Example: If the roots of \(x^3 - 2x + 5 = 0\) are \(\alpha, \beta, \gamma\), find an equation with roots \(2\alpha, 2\beta, 2\gamma\).
Let \(w = 2x \), so \(x = \frac{w}{2}\).
Substitute: \((\frac{w}{2})^3 - 2(\frac{w}{2}) + 5 = 0\)
Multiply by 8 to clear the fraction: \(w^3 - 8w + 40 = 0\).
Common Mistake: Don't forget to rearrange for the old variable (\(x\)) before substituting. If you want roots to be \(x+3\), you must substitute \(x = w-3\)!
Key Takeaway: To "transform" an equation, replace the old variable with a rearranged version of the new one.
3. Summation of Series
In this section, we learn how to add up long lists of numbers (series) using standard formulas. Think of the \(\sum\) (Sigma) notation as a "Loop" in a computer program—it tells you to start at one number and end at another.
The "Big Three" Formulas
You need to know (and will find in your formula booklet) these three results for the sum of the first \(n\) terms:
- Sum of integers: \(\sum_{r=1}^{n} r = \frac{1}{2}n(n+1)\)

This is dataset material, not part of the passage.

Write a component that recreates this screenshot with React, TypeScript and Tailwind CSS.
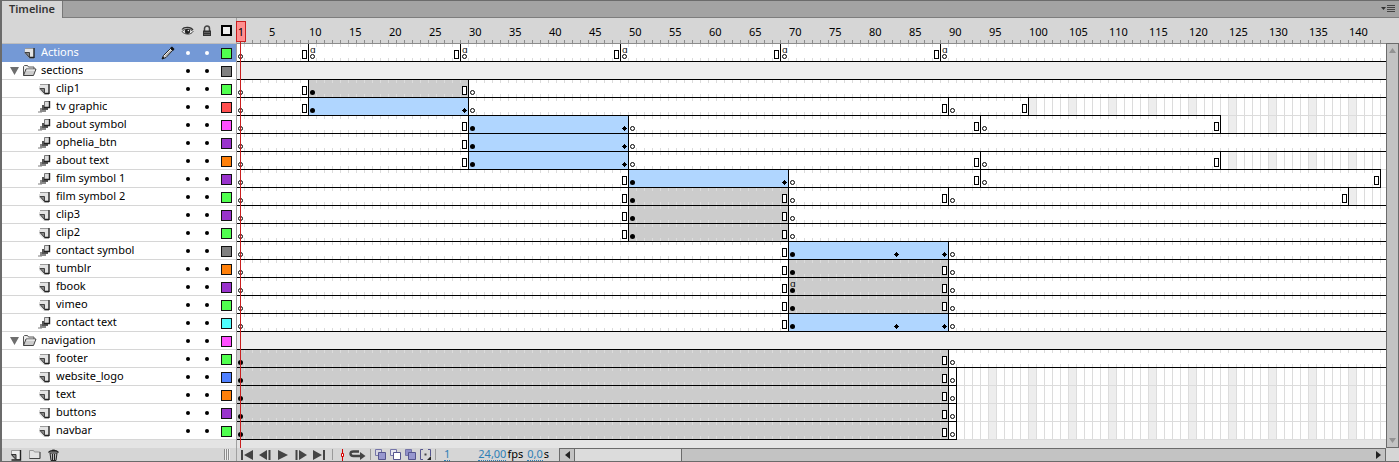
import { useState } from "react";
import clsx from "clsx";

const FRAME = 8;

type Kind = "blank" | "filled" | "tween" | "empty";

interface Span {
  kind: Kind;
  // last frame of the span, left out when it runs to the edge of the view
  to?: number;
  start?: "key" | "blankKey";
  end?: "rect" | "diamond";
  action?: boolean;
  // the span carries on into the next one without a divider
  joined?: boolean;
  darkLine?: boolean;
}

interface Layer {
  name: string;
  icon: "layer" | "tween" | "folder";
  color: string;
  spans: Span[];
}

const blank = (to?: number, more: Partial<Span> = {}): Span => ({
  kind: "blank",
  to,
  start: "blankKey",
  end: to ? "rect" : undefined,
  ...more,
});
const filled = (to: number, more: Partial<Span> = {}): Span => ({
  kind: "filled",
  to,
  start: "key",
  end: "rect",
  ...more,
});
const tween = (to: number, more: Partial<Span> = {}): Span => ({
  kind: "tween",
  to,
  start: "key",
  end: "diamond",
  ...more,
});
const empty = (to?: number, darkLine = false): Span => ({ kind: "empty", to, darkLine });

const green = "bg-[#50ff4f]";
const gray = "bg-[#808080]";
const red = "bg-[#ff4f4f]";
const pink = "bg-[#ff4fff]";
const purple = "bg-[#9933cc]";
const orange = "bg-[#ff800a]";
const cyan = "bg-[#4fffff]";
const blue = "bg-[#4f80ff]";

const layers: Layer[] = [
  {
    name: "Actions",
    icon: "layer",
    color: green,
    spans: [
      blank(9),
      blank(28, { action: true }),
      blank(48, { action: true }),
      blank(68, { action: true }),
      blank(88, { action: true }),
      blank(undefined, { action: true }),
    ],
  },
  { name: "sections", icon: "folder", color: gray, spans: [] },
  { name: "clip1", icon: "layer", color: green, spans: [blank(9), filled(29), blank()] },
  {
    name: "tv graphic",
    icon: "tween",
    color: red,
    spans: [blank(9), tween(29), blank(89), blank(99), empty(123, true), empty()],
  },
  {
    name: "about symbol",
    icon: "tween",
    color: pink,
    spans: [blank(29), tween(49), blank(93), blank(123), empty(undefined, true)],
  },
  { name: "ophelia_btn", icon: "tween", color: purple, spans: [blank(29), tween(49), blank()] },
  {
    name: "about text",
    icon: "tween",
    color: orange,
    spans: [blank(29), tween(49), blank(93), blank(123), empty(143, true), empty()],
  },
  {
    name: "film symbol 1",
    icon: "tween",
    color: purple,
    spans: [blank(49), tween(69), blank(93), blank(143), empty()],
  },
  {
    name: "film symbol 2",
    icon: "layer",
    color: green,
    spans: [blank(49), filled(69), blank(89), blank(139), empty(undefined, true)],
  },
  { name: "clip3", icon: "layer", color: purple, spans: [blank(49), filled(69), blank()] },
  { name: "clip2", icon: "layer", color: green, spans: [blank(49), filled(69), blank()] },
  {
    name: "contact symbol",
    icon: "tween",
    color: gray,
    spans: [blank(69), tween(83, { joined: true }), tween(89, { start: undefined }), blank()],
  },
  { name: "tumblr", icon: "layer", color: orange, spans: [blank(69), filled(89), blank()] },
  {
    name: "fbook",
    icon: "layer",
    color: purple,
    spans: [blank(69), filled(89, { action: true }), blank()],
  },
  { name: "vimeo", icon: "layer", color: green, spans: [blank(69), filled(89), blank()] },
  {
    name: "contact text",
    icon: "tween",
    color: cyan,
    spans: [blank(69), tween(83, { joined: true }), tween(89, { start: undefined }), blank()],
  },
  { name: "navigation", icon: "folder", color: pink, spans: [] },
  { name: "footer", icon: "layer", color: green, spans: [filled(89), blank()] },
  ...[
    ["website_logo", blue],
    ["text", orange],
    ["buttons", purple],
    ["navbar", green],
  ].map(([name, color]): Layer => ({
    name,
    icon: "layer",
    color,
    spans: [filled(89), blank(90, { end: undefined }), empty()],
  })),
];

function LayerIcon() {
  return (
    <svg width="12" height="12" viewBox="0 0 12 12" aria-hidden="true">
      <path d="M0 3h10v9H5L0 7z" fill="#999" opacity=".35" />
      <path d="M1 1h9v9.500H6L1 5.500z" fill="#e4e4e4" />
      <path d="M1 1.500h8.500" stroke="#999" />
      <path d="M10 1v10M5.500 10.500H10" stroke="#222" strokeWidth="1.400" />
      <path d="M1 5.500h4.500v5z" fill="#888" stroke="#333" strokeWidth=".9" />
    </svg>
  );
}

function TweenIcon() {
  return (
    <svg width="14" height="14" viewBox="0 0 14 14" aria-hidden="true">
      <path d="M0 11h4v2H0z" fill="#bdbdbd" />
      <path d="M2 8h6v4H2z" fill="#8a8a8a" />
      <path d="M4 5h6v5H4z" fill="#555" />
      <path d="M6.500 1.500h5v6h-5z" fill="#dcdcdc" stroke="#777" />
      <path d="M11.500 1v6.500H6" fill="none" stroke="#222" strokeWidth="1.400" />
    </svg>
  );
}

function FolderIcon() {
  return (
    <svg width="15" height="13" viewBox="0 0 15 13" aria-hidden="true">
      <path d="M1.500 11.500v-9l1-1h3l1 1.500h5.500v2" fill="#eee" stroke="#555" />
      <path d="M1.500 11.500 4 5h10l-2.500 6.500z" fill="#ccc" stroke="#444" />
      <path d="M4.500 6h8.500" stroke="#fff" />
    </svg>
  );
}

function LayerRow({
  layer,
  selected,
  onSelect,
}: {
  layer: Layer;
  selected: boolean;
  onSelect: () => void;
}) {
  const folder = layer.icon === "folder";
  const nested = !folder && layer.name !== "Actions";
  const dot = clsx("size-1 rounded-full", selected ? "bg-white" : "bg-black");

  return (
    <li
      className={clsx(
        "flex h-[18px] items-center border-b pr-1",
        selected ? "border-[#7499d6] bg-[#7499d6] text-white" : "border-[#d6d6d6] bg-white",
      )}
    >
      <button
        onClick={onSelect}
        className={clsx(
          "flex h-full min-w-0 flex-1 items-center text-left",
          folder ? "gap-[3px] pl-2" : nested ? "gap-1 pl-9" : "gap-1 pl-[21px]",
        )}
      >
        {folder && (
          <svg width="9" height="8" viewBox="0 0 9 8" aria-hidden="true">
            <path d="M0 0h9L4.500 8z" fill="#6e6e6e" />
          </svg>
        )}
        <span className={clsx("flex items-center", folder ? "w-4" : "h-4 w-3.5 justify-center")}>
          {layer.icon === "layer" && <LayerIcon />}
          {layer.icon === "tween" && <TweenIcon />}
          {folder && <FolderIcon />}
        </span>
        <span className="truncate pb-0.5 leading-4">{layer.name}</span>
      </button>
      {selected && (
        <svg className="mr-[3px]" width="14" height="14" viewBox="0 0 14 14" aria-hidden="true">
          <path d="M1 13 2.500 9.500 9.500 2.500l2 2L5 11.500z" fill="#eee" stroke="#222" />
          <path d="m4 10.500 6-6" stroke="#777" />
          <path d="M9 2 11 .5 13.500 3l-1.500 2zM1 13l1-2.500L3.500 12z" fill="#111" />
        </svg>
      )}
      <button aria-label={`Hide ${layer.name}`} className="flex w-[19px] justify-center py-1">
        <span className={dot} />
      </button>
      <button aria-label={`Lock ${layer.name}`} className="flex w-[19px] justify-center py-1">
        <span className={dot} />
      </button>
      <button
        aria-label={`Outline ${layer.name}`}
        className={clsx("mt-px ml-[5px] size-[11px] border border-[#111]", layer.color)}
      />
    </li>
  );
}

const kindClass: Record<Kind, string> = {
  blank:
    "bg-white [background-image:linear-gradient(90deg,transparent_7px,#dcdcdc_7px),linear-gradient(90deg,transparent_7px,#dcdcdc_7px)] [background-position:left_top,left_bottom] [background-size:8px_3px] bg-repeat-x",
  filled:
    "bg-[#cccccc] [background-image:linear-gradient(90deg,transparent_7px,#dcdcdc_7px),linear-gradient(90deg,transparent_7px,#dcdcdc_7px)] [background-position:left_top,left_bottom] [background-size:8px_3px] bg-repeat-x",
  tween: "bg-[#b0d6ff]",
  empty:
    "bg-white [background-image:linear-gradient(90deg,transparent_7px,#dcdcdc_7px),linear-gradient(90deg,transparent_32px,#ededed_32px)] [background-size:8px_100%,40px_100%]",
};

function FrameSpan({ span, from }: { span: Span; from: number }) {
  const style: React.CSSProperties = {};
  if (span.to) style.width = (span.to - from + 1) * FRAME;

  // only the grid shows past the last frame
  if (span.kind === "empty") {
    style.backgroundPosition = `0 0, ${-((from - 1) % 5) * FRAME}px 0`;
    return (
      <div
        style={style}
        className={clsx(
          "border-b",
          span.to ? "shrink-0" : "flex-1",
          span.darkLine ? "border-black" : "border-[#dcdcdc]",
          kindClass.empty,
        )}
      />
    );
  }

  return (
    <div
      style={style}
      className={clsx(
        "flex items-end justify-between border-b border-black px-px pb-0.5",
        span.to ? "shrink-0" : "flex-1",
        span.to && !span.joined && "border-r",
        span.joined && "pr-0.5",
        kindClass[span.kind],
      )}
    >
      <span className="flex w-[5px] flex-col">
        {span.action && (
          <span className="h-2 font-['DejaVu_Sans',sans-serif] text-[9px] leading-2">ɑ</span>
        )}
        {span.start === "key" && <span className="size-[5px] rounded-full bg-black" />}
        {span.start === "blankKey" && (
          <span className="size-[5px] rounded-full border border-black bg-white" />
        )}
      </span>
      {span.end === "rect" && <span className="h-[9px] w-[5px] border border-black bg-white" />}
      {span.end === "diamond" && (
        <svg width="5" height="5" viewBox="0 0 5 5" aria-hidden="true">
          <path d="M2 0h1v1h1v1h1v1H4v1H3v1H2V4H1V3H0V2h1V1h1z" />
        </svg>
      )}
    </div>
  );
}

function FrameRow({ layer }: { layer: Layer }) {
  if (layer.icon === "folder") {
    return <div className="h-[18px] border-b border-black bg-[#eeeeee]" />;
  }
  let next = 1;
  return (
    <div className="flex h-[18px] overflow-hidden">
      {layer.spans.map((span) => {
        const from = next;
        next = (span.to ?? from) + 1;
        return <FrameSpan key={from} span={span} from={from} />;
      })}
    </div>
  );
}

function Ruler() {
  const marks = Array.from({ length: 28 }, (_, i) => (i + 1) * 5);
  return (
    <div className="flex h-[26px] items-center overflow-hidden border-b border-[#8c8c8c] bg-[#d6d6d6] [background-image:linear-gradient(90deg,transparent_7px,#8c8c8c_7px)] [background-position:left_bottom] [background-size:8px_3px] bg-repeat-x pt-0.5">
      <span className="w-8 shrink-0" />
      {marks.map((n) => (
        <span key={n} className="w-10 shrink-0 leading-4">
          {n}
        </span>
      ))}
    </div>
  );
}

function Playback({ label, d }: { label: string; d: string }) {
  return (
    <button aria-label={label} className="flex w-[18px] justify-center">
      <svg width="12" height="10" viewBox="0 0 12 10" aria-hidden="true">
        <path d={d} fill="#444" />
      </svg>
    </button>
  );
}

function Onion({ label, back, front }: { label: string; back: string; front: string }) {
  return (
    <button aria-label={label} className="flex w-[15px] justify-center">
      <svg width="11" height="11" viewBox="0 0 11 11" aria-hidden="true">
        <path d="M.5.5h6v6h-6z" fill={back} stroke="#7474a8" />
        <path d="M3.500 3.500h7v7h-7z" fill={front} stroke="#55558e" />
      </svg>
    </button>
  );
}

const Divider = () => <span className="h-[11px] w-px bg-[#9a9a9a]" />;

const value = "h-[13px] border-b border-dotted border-[#2f7fb5] leading-3 text-[#2f7fb5]";

export default function App() {
  const [selected, setSelected] = useState("Actions");

  return (
    <div className="w-full border-t border-b border-l-2 border-[#6b6b6b] bg-[#d6d6d6] font-['Noto_Sans',sans-serif] text-[11px] text-black">
      <div className="flex h-[17px] items-stretch justify-between bg-[#a3a3a3]">
        <button className="border-r border-[#777] bg-[#d6d6d6] px-[7px] pb-0.5 leading-[15px] font-semibold text-[#333]">
          Timeline
        </button>
        <div className="flex flex-1 items-center justify-end border-b border-[#7d7d7d] pr-1">
          <button aria-label="Panel menu">
            <svg width="14" height="8" viewBox="0 0 14 8" aria-hidden="true">
              <path d="M0 2h5L2.500 5z" fill="#333" />
              <path d="M6 .5h8M6 2.500h8M6 4.500h8M6 6.500h8" stroke="#444" />
            </svg>
          </button>
        </div>
      </div>

      <div className="flex">
        <div className="w-[235px] shrink-0 border-r border-[#a0a0a0]">
          <div className="flex h-[26px] items-center justify-end border-b border-[#bdbdbd] pr-1">
            <button aria-label="Show or hide all layers" className="flex w-[19px] justify-center">
              <svg width="13" height="10" viewBox="0 0 13 10" aria-hidden="true">
                <path d="M1 3.500C3 .5 10 .5 12 4" fill="none" stroke="#333" strokeWidth="1.300" />
                <path d="M1 5.500C3 2.500 10 2.500 12 5.500 10 9 4 9 1 5.500z" fill="#eee" stroke="#444" />
                <circle cx="6.500" cy="5.300" r="2.600" fill="#222" />
                <circle cx="7.300" cy="4.500" r=".7" fill="#fff" />
              </svg>
            </button>
            <button aria-label="Lock or unlock all layers" className="flex w-[19px] justify-center">
              <svg width="10" height="12" viewBox="0 0 10 12" aria-hidden="true">
                <path d="M2.500 6V3.500a2.500 2.500 0 0 1 5 0V6" fill="none" stroke="#444" strokeWidth="1.500" />
                <path d="M1 5.500h8V11H1z" fill="#333" />
                <path d="M2 7.500h6M2 9.500h6" stroke="#777" strokeWidth=".7" />
              </svg>
            </button>
            <button
              aria-label="Show all layers as outlines"
              className="ml-[5px] size-[11px] border-2 border-black bg-[#eee]"
            />
          </div>
          <ul>
            {layers.map((layer) => (
              <LayerRow
                key={layer.name}
                layer={layer}
                selected={layer.name === selected}
                onSelect={() => setSelected(layer.name)}
              />
            ))}
          </ul>
          <div className="h-2 bg-[#e4e4e4]" />
        </div>

        <div className="relative min-w-0 flex-1">
          <Ruler />
          {layers.map((layer) => (
            <FrameRow key={layer.name} layer={layer} />
          ))}
          <div className="h-2 bg-[#e4e4e4]" />
          <div className="absolute top-[3px] bottom-0 -left-px flex w-[10px] flex-col">
            <span className="h-[21px] shrink-0 border border-[#c81e1e] bg-[#ff8f8f] text-center leading-5">
              1
            </span>
            <span className="ml-1 w-px flex-1 bg-[#c81e1e]" />
          </div>
        </div>

        <div className="flex w-[13px] shrink-0 flex-col pt-[25px]">
          <div className="flex flex-1 flex-col items-center justify-between border border-[#6b6b6b] bg-[#c3c3c3] py-1">
            <button aria-label="Scroll up">
              <svg width="7" height="5" viewBox="0 0 7 5" aria-hidden="true">
                <path d="M0 5h7L3.500 0z" fill="#929292" />
              </svg>
            </button>
            <button aria-label="Scroll down">
              <svg width="7" height="5" viewBox="0 0 7 5" aria-hidden="true">
                <path d="M0 0h7L3.500 5z" fill="#929292" />
              </svg>
            </button>
          </div>
        </div>
      </div>

      <div className="flex h-[13px] items-center">
        <div className="flex h-full w-[235px] shrink-0 items-center border-r border-[#a0a0a0] pr-1.5 pl-2">
          <button aria-label="New layer" className="w-[19px]">
            <svg width="12" height="12" viewBox="0 0 12 12" aria-hidden="true">
              <path d="M1.500 1.500h9v9H6l-4.500-4z" fill="#eee" stroke="#999" />
              <path d="M10.500 1v10H1.500" fill="none" stroke="#222" strokeWidth="1.400" />
              <path d="M1.500 5.500h4.500v5z" fill="#888" stroke="#333" />
            </svg>
          </button>
          <button aria-label="New folder" className="w-[19px]">
            <svg width="12" height="11" viewBox="0 0 12 11" aria-hidden="true">
              <path d="M.5 9.500v-8h4l1 1.500h5.500v6.500z" fill="#e2e2e2" stroke="#999" />
              <path d="M11 3v6.500H.5" fill="none" stroke="#444" />
            </svg>
          </button>
          <button aria-label="Delete layer">
            <svg width="11" height="12" viewBox="0 0 11 12" aria-hidden="true">
              <path d="m2 4 1 7.500h5L9 4z" fill="#bbb" stroke="#222" />
              <path d="M4.500 5v6M6.500 5v6" stroke="#222" />
              <path d="M.5 3.500C2 1 8 .5 10.500 3.500" fill="#666" stroke="#222" strokeWidth="1.300" />
              <path d="M4 1.500h3" stroke="#222" strokeWidth="1.500" />
            </svg>
          </button>
          <svg className="ml-auto" width="6" height="11" viewBox="0 0 6 11" aria-hidden="true">
            <path d="M.5 0v11M2.500 0v11M4.500 0v11" stroke="#8c8c8c" />
            <path d="M1.500 0v11M3.500 0v11M5.500 0v11" stroke="#eee" />
          </svg>
        </div>

        <div className="flex w-[322px] shrink-0 items-center pl-px">
          <Playback label="Go to first frame" d="M0 0h2v10H0zM12 0v10L3 5z" />
          <Playback label="Step back one frame" d="M8 0v10L0 5zM9.500 0h2v10h-2z" />
          <Playback label="Play" d="M1 0v10l10-5z" />
          <Playback label="Step forward one frame" d="M.5 0h2v10h-2zM4 0v10l8-5z" />
          <Playback label="Go to last frame" d="M0 0v10l9-5zM10 0h2v10h-2z" />
          <span className="w-1" />
          <Divider />
          <button aria-label="Center frame" className="ml-1.5 flex w-[6px] justify-center">
            <svg width="5" height="12" viewBox="0 0 5 12" aria-hidden="true">
              <path d="M2.500 0v4M2.500 8v4" stroke="#d40000" />
              <path d="M1.500 4.500h2v3h-2z" fill="#fff" stroke="#d40000" />
            </svg>
          </button>
          <button aria-label="Loop" className="mx-1">
            <svg width="17" height="10" viewBox="0 0 17 10" aria-hidden="true">
              <path d="M10 1.500H4.500C.5 1.500.5 6 4.500 6H11" fill="none" stroke="#444" strokeWidth="2.400" />
              <path d="M11 2v8l5.500-4z" fill="#444" />
            </svg>
          </button>
          <Divider />
          <span className="w-0.5" />
          <Onion label="Onion skin" back="#d6d6e2" front="#9797cf" />
          <Onion label="Onion skin outlines" back="#e6e6ee" front="#ffffff" />
          <Onion label="Edit multiple frames" back="#8f8fc8" front="#9797cf" />
          <button aria-label="Modify markers" className="flex w-[15px] justify-center">
            <svg width="11" height="11" viewBox="0 0 11 11" aria-hidden="true">
              <path d="M3 .5H.5v10H3M8 .5h2.500V7" fill="none" stroke="#55558e" />
              <path d="M4.500 4.500h2v2h-2z" fill="#444" />
              <path d="M11 7v4H7z" fill="#222" />
            </svg>
          </button>
          <span className="w-0.5" />
          <Divider />
          <button aria-label="Current frame" className={clsx(value, "ml-2")}>
            1
          </button>
          <span className="ml-7 flex gap-px leading-3">
            <button aria-label="Frame rate" className={value}>
              24,00
            </button>
            fps
          </span>
          <span className="ml-1 flex gap-px leading-3">
            <button aria-label="Elapsed time" className={value}>
              0,0
            </button>
            s
          </span>
        </div>

        <div className="mr-[13px] flex h-full min-w-0 flex-1 items-stretch border border-b-0 border-[#6b6b6b] bg-[#c3c3c3]">
          <button aria-label="Scroll left" className="flex w-[14px] items-center justify-center">
            <svg width="5" height="8" viewBox="0 0 5 8" aria-hidden="true">
              <path d="M5 0v8L0 4z" fill="#222" />
            </svg>
          </button>
          <span className="w-[108px] border-x border-[#6b6b6b] bg-[#dcdcdc]" />
          <button aria-label="Scroll right" className="ml-auto flex w-[13px] items-center justify-center">
            <svg width="5" height="8" viewBox="0 0 5 8" aria-hidden="true">
              <path d="M0 0v8l5-4z" fill="#222" />
            </svg>
          </button>
        </div>
      </div>
    </div>
  );
}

- Sum of squares: \(\sum_{r=1}^{n} r^2 = \frac{1}{6}n(n+1)(2n+1)\)
- Sum of cubes: \(\sum_{r=1}^{n} r^3 = \frac{1}{4}n^2(n+1)^2\)
Did you know? The sum of cubes \(\sum r^3\) is actually the square of the sum of integers \((\sum r)^2\)! It’s a very satisfying mathematical coincidence.
How to Sum Complex Series
If you see a sum like \(\sum_{r=1}^{n} (r^2 + 2r)\), you can split it apart!
\(\sum (r^2 + 2r) = \sum r^2 + 2\sum r\)
Then, you just plug in the standard formulas and simplify. Pro Tip: Always try to factorise your final answer rather than expanding everything out. It makes the math much cleaner and examiners love it!
The "Constant" Trap:
Be careful with constants. \(\sum_{r=1}^{n} 5\) does NOT equal 5. It means "add 5 to itself \(n\) times," which is \(5n\).
Key Takeaway: Break complex sums into smaller parts that match the standard formulas, then simplify by factorising.
Summary Checklist
1. Roots & Coefficients: Can you write down \(\sum \alpha, \sum \alpha\beta,\) and \(\alpha\beta\gamma\) for any cubic? (Remember the \(-, +, -\) pattern!)
2. New Equations: Can you use the substitution method \(w = f(x)\) to transform an equation?
3. Series: Do you know how to use the \(\sum r, \sum r^2,\) and \(\sum r^3\) formulas and factorise the results?
Don't worry if this feels like a lot of algebra. Practice is the key! Start with the quadratic recap and work your way up to the quartics and series. You've got this!